Noncentral F distribution. The noncentral F distribution is a generalization of the F distribution that takes values in the range x>=0 and has an extra noncentrality parameter, λ, which must be greater than or equal to 0.
GAMMA. Gamma distribution. The gamma distribution takes values in the range x>=0 and has one shape parameter, α, and one scale parameter, β. Both parameters must be positive and have the property that the mean of the distribution is α/β.
HALFNRM. Half-normal distribution. The half-normal distribution takes values in the range x>=μ and has one location parameter, μ, and one scale parameter, σ. Parameter σ must be positive.
IGAUSS. Inverse Gaussian distribution. The inverse Gaussian, or Wald, distribution takes values in the range x>0 and has two parameters, μ and λ, both of which must be positive. The distribution has mean μ.
LAPLACE. Laplace or double exponential distribution. The Laplace distribution takes real values and has one location parameter, μ, and one scale parameter, β. Parameter β must be positive. The distribution is symmetric about μ and has exponentially decaying tails.
LOGISTIC. Logistic distribution. The logistic distribution takes real values and has one location parameter, μ, and one scale parameter, ς. Parameter ς must be positive. The distribution is symmetric about μ and has longer tails than the normal distribution.
LNORMAL. Lognormal distribution. The lognormal distribution takes values in the range x>=0 and has two parameters, η and σ, both of which must be positive.
NORMAL. Normal distribution. The normal, or Gaussian, distribution takes real values and has one location parameter, μ, and one scale parameter, σ. Parameter σ must be positive. The distribution has mean μ and standard deviation σ.
Three functions in releases earlier than 6.0 are special cases
of the normal distribution functions: CDFNORM(arg)=CDF.NORMAL(x,0,1), where arg is x; PROBIT(arg)=IDF.NORMAL(p,0,1), where arg is p; and NORMAL(arg)=RV.NORMAL(0,σ), where arg is σ.
PARETO. Pareto distribution. The Pareto distribution takes values in the range xmin<x and has a threshold parameter, xmin, and a shape parameter, α. Both parameters must be positive.
SMOD. Studentized maximum modulus distribution. The Studentized maximum modulus distribution takes values in the range x>0 and has a number of comparisons parameter, k*, and degrees of freedom parameter, ν, both of which must be greater than or equal to 1.
SRANGE. Studentized range distribution. The Studentized range distribution takes values in the range x>0 and has a number of samples parameter, k, and degrees of freedom parameter, ν, both of which must be greater than or equal to 1.

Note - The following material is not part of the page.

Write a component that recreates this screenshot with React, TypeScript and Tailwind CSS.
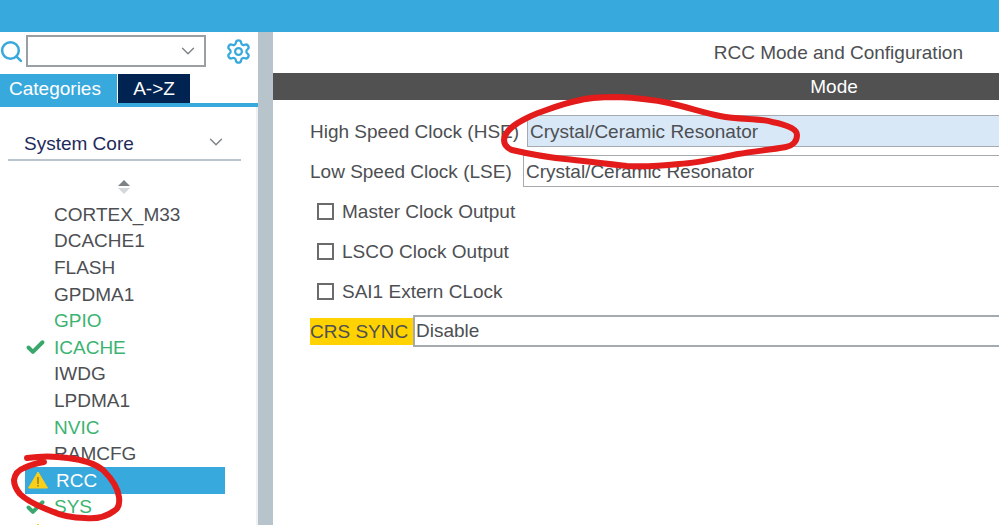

T. Student t distribution. The Student t distribution takes real values and has one degrees of freedom parameter, ν, which must be positive. The Student t distribution is symmetric about 0.
Noncentral t distribution. The noncentral t distribution is a generalization of the t distribution that takes real values and has an extra noncentrality parameter, λ, which must be greater than or equal to 0. When λ equals 0, this distribution reduces to the t distribution.

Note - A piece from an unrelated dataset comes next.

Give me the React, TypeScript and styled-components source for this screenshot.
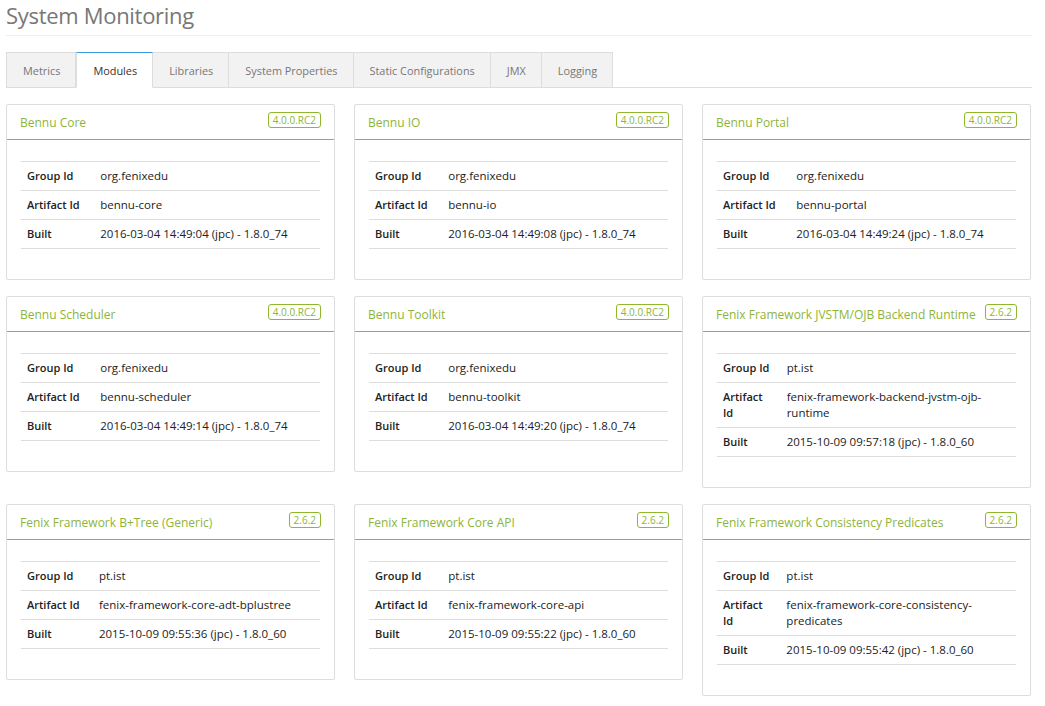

UNIFORM. Uniform distribution. The uniform distribution takes values in the range a<x<b and has a minimum value parameter, a, and a maximum value parameter, b.
The uniform random number function in releases earlier than 6.0
is a special case: UNIFORM(arg)=RV.UNIFORM(0,b), where arg is parameter b. Among other uses, the uniform distribution
commonly models the round-off error.
WEIBULL. Weibull distribution. The Weibull distribution takes values in the range x>=0 and has one scale parameter, β, and one shape parameter, α, both of which must be positive.
The following are suffixes for discrete distributions:
BERNOULLI. Bernoulli distribution. The Bernoulli distribution takes values 0 or 1 and has one success probability parameter, θ, which must be between 0 and 1, inclusive.
BINOM. Binomial distribution. The binomial distribution takes integer values 0<=x<=n, representing the number of successes in n trials, and has one number of trials parameter, n, and one success probability parameter, θ. Parameter n must be a positive integer and parameter θ must be between 0 and 1, inclusive.
GEOM. Geometric distribution. The geometric distribution takes integer values x>=1, representing the number of trials needed (including the last trial) before a success is observed, and has one success probability parameter, θ, which must be between 0 and 1, inclusive.
HYPER. Hypergeometric distribution. The hypergeometric distribution takes integer values in the range max(0, Np+n−N)<=x<=min(Np,n), and has three parameters, N, n, and Np, where N is the total number of objects in an urn model, n is the number of objects randomly drawn without replacement from the urn, Np is the number of objects with a given characteristic, and x is the number of objects with the given characteristic observed out of the withdrawn objects. All three parameters are positive integers, and both n and Np must be less than or equal to N.
NEGBIN. Negative binomial distribution. The negative binomial distribution takes integer values in the range x>=r, where x is the number of trials needed (including the last trial) before r successes are observed, and has one threshold parameter, r, and one success probability parameter, θ. Parameter r must be a positive integer and parameter θ must be greater than 0 and less than or equal to 1.
POISSON. Poisson distribution. The Poisson distribution takes integer values in the range x>=0 and has one rate or mean parameter, λ. Parameter λ must be positive.